The paper's reading. The Met Gala 2026 is the first one in living memory whose institutional spine fractured publicly. Three of the country's biggest cultural figures declined to attend. The mayor of the host city declined to attend. The host paid to host through the back door. A coordinated labor counter-event ran on the same news cycle and got coverage. The looks were beautiful. The institution raised forty-two million. None of those facts cancel each other. They sit together as the document the night produced.
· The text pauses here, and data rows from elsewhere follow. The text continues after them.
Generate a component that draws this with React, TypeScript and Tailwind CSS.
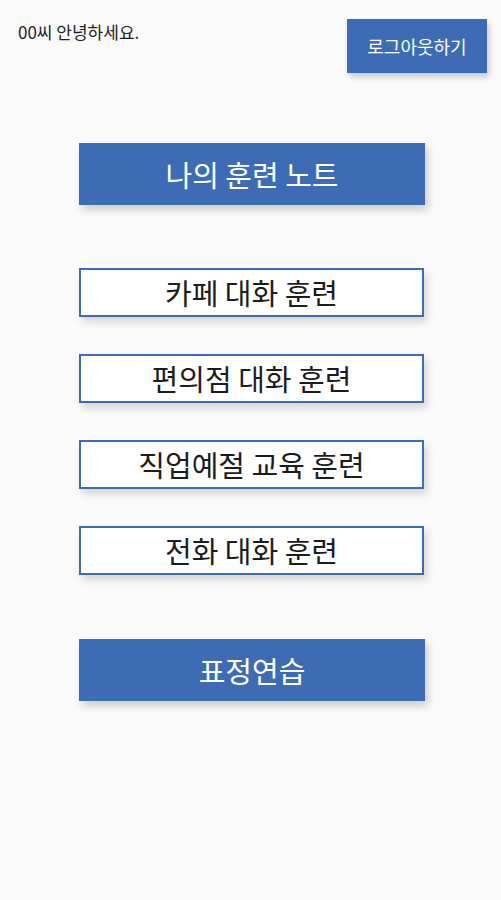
const font = { fontFamily: '"Noto Sans CJK KR", "Noto Sans", sans-serif' }

const trainings = ['카페 대화 훈련', '편의점 대화 훈련', '직업예절 교육 훈련', '전화 대화 훈련']

export default function App() {
  return (
    <div className="w-[501px] h-[900px] bg-[#fafafa] text-[#222]" style={font}>
      <div className="flex justify-between items-start pl-[18px] pr-[14px] pt-[19px]">
        <p className="text-[17px] leading-none mt-[4px]">00씨 안녕하세요.</p>
        <button className="w-[140px] h-[54px] bg-[#3e6cb4] text-white text-[18px] shadow-[2px_4px_6px_rgba(0,0,0,0.2)]">
          로그아웃하기
        </button>
      </div>

      <div className="flex flex-col ml-[79px] w-[346px] mt-[70px]">
        <button className="h-[62px] bg-[#3e6cb4] text-white text-[29px] leading-none shadow-[3px_5px_8px_rgba(0,0,0,0.18)]">
          나의 훈련 노트
        </button>

        <div className="flex flex-col gap-[37px] mt-[63px] pr-[1px]">
          {trainings.map((t) => (
            <button
              key={t}
              className="h-[49px] bg-white border-2 border-[#3d6bb6] text-[29px] leading-none text-[#1c1c1c] shadow-[3px_5px_8px_rgba(0,0,0,0.15)]"
            >
              {t}
            </button>
          ))}
        </div>

        <button className="h-[62px] mt-[64px] bg-[#3e6cb4] text-white text-[29px] leading-none shadow-[3px_5px_8px_rgba(0,0,0,0.18)]">
          표정연습
        </button>
      </div>
    </div>
  )
}
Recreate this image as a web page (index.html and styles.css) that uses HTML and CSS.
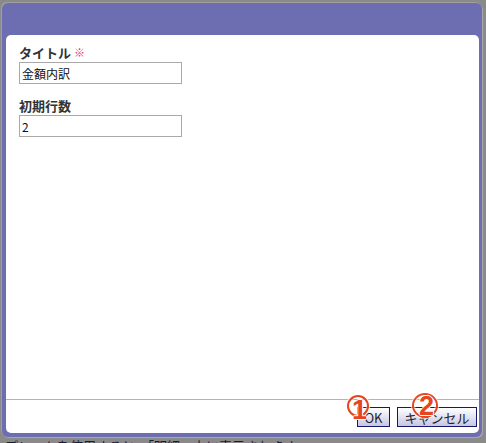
FILE: index.html
```html
<!DOCTYPE html>
<html lang="ja">
<head>
<meta charset="utf-8">
<title>ダイアログ</title>
<link rel="stylesheet" href="styles.css">
</head>
<body>
<div class="page">
  <div class="dialog">
    <div class="panel">
      <div class="form">
        <div class="field">
          <label class="label">タイトル <span class="req">※</span></label>
          <input class="input" type="text" value="金額内訳">
        </div>
        <div class="field">
          <label class="label">初期行数</label>
          <input class="input" type="text" value="2">
        </div>
      </div>
      <div class="footer">
        <button class="btn btn-ok">OK<span class="badge badge-1"><span class="digit">1</span></span></button>
        <button class="btn btn-cancel">キャンセル<span class="badge badge-2"><span class="digit">2</span></span></button>
      </div>
    </div>
  </div>
  <div class="backtext">プレートを使用すると、「明細」上に表示されます。</div>
</div>
</body>
</html>
```

FILE: styles.css
```css
html, body {
  margin: 0;
  padding: 0;
}
body {
  background: #8a8a8a;
  overflow: hidden;
  font-family: "Noto Sans CJK JP", "Noto Sans", sans-serif;
}
.page {
  padding: 3px 4px 0 2px;
  height: 443px;
  box-sizing: border-box;
  overflow: hidden;
}
.dialog {
  width: 480px;
  height: 434px;
  box-sizing: border-box;
  background: #6d6db1;
  border-radius: 6px;
  padding: 32px 3px 4px 4px;
  display: flex;
  flex-direction: column;
  box-shadow: 1px 1px 0 #a9a9a9, -1px -1px 0 #a0a0a0;
}
.panel {
  flex: 1;
  background: #ffffff;
  border-radius: 5px;
  display: flex;
  flex-direction: column;
}
.form {
  flex: 1;
  padding: 9px 13px 0 13px;
}
.field + .field {
  margin-top: 13px;
}
.label {
  display: block;
  font-size: 13px;
  line-height: 17px;
  font-weight: bold;
  color: #333333;
  margin-bottom: 1px;
}
.req {
  font-size: 11px;
  font-weight: normal;
  color: #d8387e;
  vertical-align: 1px;
}
.input {
  display: block;
  width: 163px;
  height: 22px;
  box-sizing: border-box;
  border: 1px solid #a9a9a9;
  padding: 0 2px;
  margin: 0;
  font-family: "Noto Sans CJK JP", sans-serif;
  font-size: 12px;
  color: #111111;
  background: #ffffff;
  outline: none;
}
.field + .field .input {
  margin-top: 1px;
}
.footer {
  height: 34px;
  box-sizing: border-box;
  border-top: 1px solid #b4b4b4;
  display: flex;
  justify-content: flex-end;
  align-items: flex-start;
  gap: 7px;
  padding: 7px 2px 0 0;
}
.btn {
  position: relative;
  height: 20px;
  box-sizing: border-box;
  border: 1px solid #16166c;
  border-radius: 0;
  background: linear-gradient(#ffffff, #c6c6e4);
  color: #222222;
  font-family: "Noto Sans CJK JP", sans-serif;
  font-size: 13px;
  line-height: 17px;
  padding: 0;
  margin: 0;
}
.btn-ok {
  width: 33px;
}
.btn-cancel {
  width: 80px;
}
.badge {
  position: absolute;
  width: 22px;
  height: 22px;
  box-sizing: border-box;
  border: 2px solid #e6461f;
  border-radius: 50%;
  box-shadow: 0 0 0 1px rgba(255,255,255,0.8), inset 0 0 0 1px rgba(255,255,255,0.6);
}
.badge-1 {
  left: -11px;
  top: -13px;
}
.badge-2 {
  left: 14px;
  top: -15px;
  width: 26px;
  height: 25px;
}
.digit {
  position: absolute;
  font-family: "Liberation Sans", Arial, sans-serif;
  font-weight: bold;
  font-size: 27px;
  line-height: 27px;
  color: #e6461f;
  text-shadow: 1px 0 0 #fff, -1px 0 0 #fff, 0 1px 0 #fff, 0 -1px 0 #fff;
}
.badge-1 .digit {
  left: 3px;
  top: 0px;
}
.badge-2 .digit {
  left: 5px;
  top: -2px;
}
.backtext {
  font-size: 13px;
  line-height: 18px;
  color: #1a1a3a;
  padding-left: 3px;
  white-space: nowrap;
}
```
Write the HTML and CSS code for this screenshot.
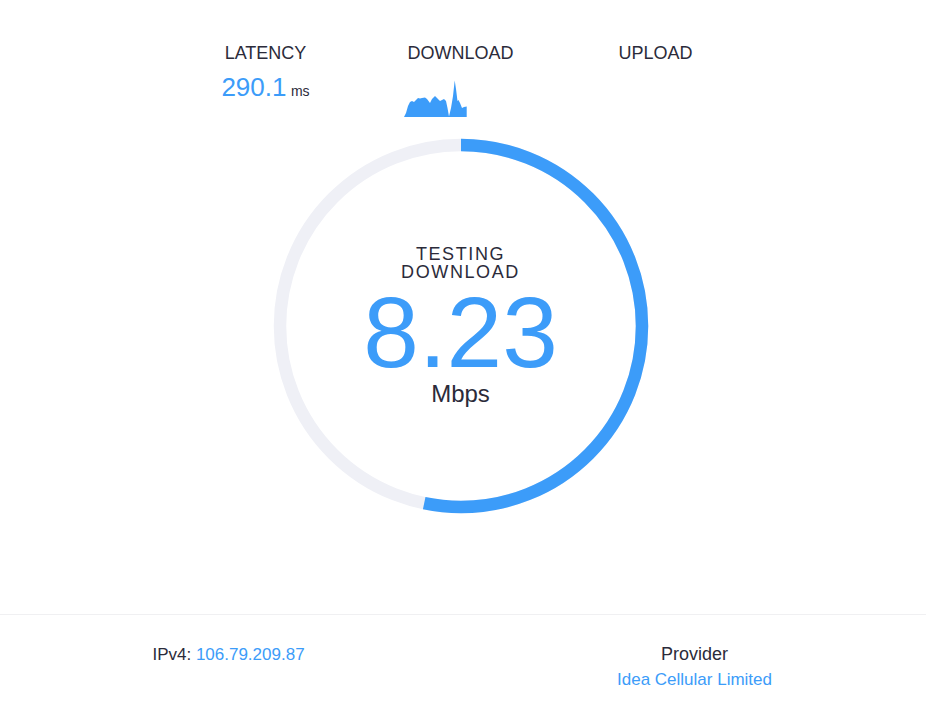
FILE: index.html
```html
<!DOCTYPE html>
<html lang="en">
<head>
<meta charset="utf-8">
<title>Speed Test</title>
<link rel="stylesheet" href="styles.css">
</head>
<body>
<div class="page">
  <main class="main">
    <section class="stats">
      <div class="stat">
        <div class="stat-label">LATENCY</div>
        <div class="stat-value"><span class="num">290.1</span> <span class="unit">ms</span></div>
      </div>
      <div class="stat">
        <div class="stat-label">DOWNLOAD</div>
        <div class="stat-value">
          <svg class="spark" width="114" height="46" viewBox="0 0 114 46" aria-hidden="true">
            <path fill="#3c9cf9" d="M0 45 L2 41 L4 34 L6 30 L8 29 L10 30 L12 28 L14 26 L16 26.5 L18 26 L21 25.5 L23 27 L26 31 L28 27 L31 24 L33 26 L36 29 L38 28 L40 27 L42 29 L43.5 36 L45 44.5 L47 36 L49 24 L50.7 8.5 L52 17 L53.5 29 L54.5 28 L56 31 L58 36 L60 35 L62.7 34.5 L62.7 45 Z"/>
          </svg>
        </div>
      </div>
      <div class="stat">
        <div class="stat-label">UPLOAD</div>
        <div class="stat-value"></div>
      </div>
    </section>

    <section class="gauge">
      <svg class="ring" width="376" height="376" viewBox="0 0 376 376" aria-hidden="true">
        <circle cx="188" cy="188" r="181" fill="none" stroke="#eff0f6" stroke-width="12.5"/>
        <circle cx="188" cy="188" r="181" fill="none" stroke="#3c9cf9" stroke-width="12.5" stroke-dasharray="605.5 1137.3" transform="rotate(-90 188 188)"/>
      </svg>
      <div class="gauge-text">
        <div class="gauge-label">TESTING</div>
        <div class="gauge-label">DOWNLOAD</div>
        <div class="gauge-num">8.23</div>
        <div class="gauge-unit">Mbps</div>
      </div>
    </section>
  </main>

  <footer class="footer">
    <div class="foot-col foot-ip">IPv4: <span class="link">106.79.209.87</span></div>
    <div class="foot-col">
      <div class="foot-title">Provider</div>
      <div class="foot-value link">Idea Cellular Limited</div>
    </div>
  </footer>
</div>
</body>
</html>
```

FILE: styles.css
```css
html, body {
  margin: 0;
  padding: 0;
  background: #ffffff;
}

body {
  font-family: "Liberation Sans", Arial, sans-serif;
  color: #2b2b3a;
}

.page {
  width: 926px;
}

.main {
  width: 921px;
  display: flex;
  flex-direction: column;
  align-items: center;
}

.stats {
  display: grid;
  grid-template-columns: repeat(3, 195px);
  padding-top: 43px;
}

.stat {
  display: flex;
  flex-direction: column;
  align-items: center;
}

.stat-label {
  font-size: 18px;
  line-height: 21px;
}

.stat-value {
  height: 46px;
  margin-top: 8px;
  color: #3c9cf9;
  line-height: 30px;
  white-space: nowrap;
}

.stat-value .num {
  font-size: 26px;
}

.stat-value .unit {
  font-size: 14px;
  color: #2b2b3a;
}

.spark {
  display: block;
}

.gauge {
  display: grid;
  margin-top: 20px;
}

.ring {
  grid-area: 1 / 1;
  display: block;
}

.gauge-text {
  grid-area: 1 / 1;
  align-self: start;
  padding-top: 107px;
  text-align: center;
}

.gauge-label {
  font-size: 18px;
  line-height: 18px;
  letter-spacing: 1.6px;
}

.gauge-num {
  margin-top: 4px;
  font-size: 100px;
  line-height: 95px;
  color: #3c9cf9;
}

.gauge-unit {
  font-size: 24px;
  line-height: 28px;
}

.footer {
  margin-top: 100px;
  border-top: 1px solid #f0f0f2;
  display: grid;
  grid-template-columns: 1fr 1fr;
  padding-top: 28px;
  padding-bottom: 36px;
}

.foot-col {
  text-align: center;
}

.foot-ip {
  font-size: 17px;
  line-height: 20px;
  padding-top: 2px;
  padding-right: 6px;
}

.foot-title {
  font-size: 18px;
  line-height: 22px;
}

.foot-value {
  font-size: 17px;
  line-height: 30px;
}

.link {
  color: #3c9cf9;
}
```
Tuesday's read is whether the institution learns anything. Wintour's first Met Gala in her new role can be read as a successful continuation, or as a transition that revealed the limits of the model the gala has run on for two decades. The Costume Institute's exhibition will draw record visitor counts. The labor coalition's media product will continue to circulate. The next year's chair — not yet announced — will be the institutional answer.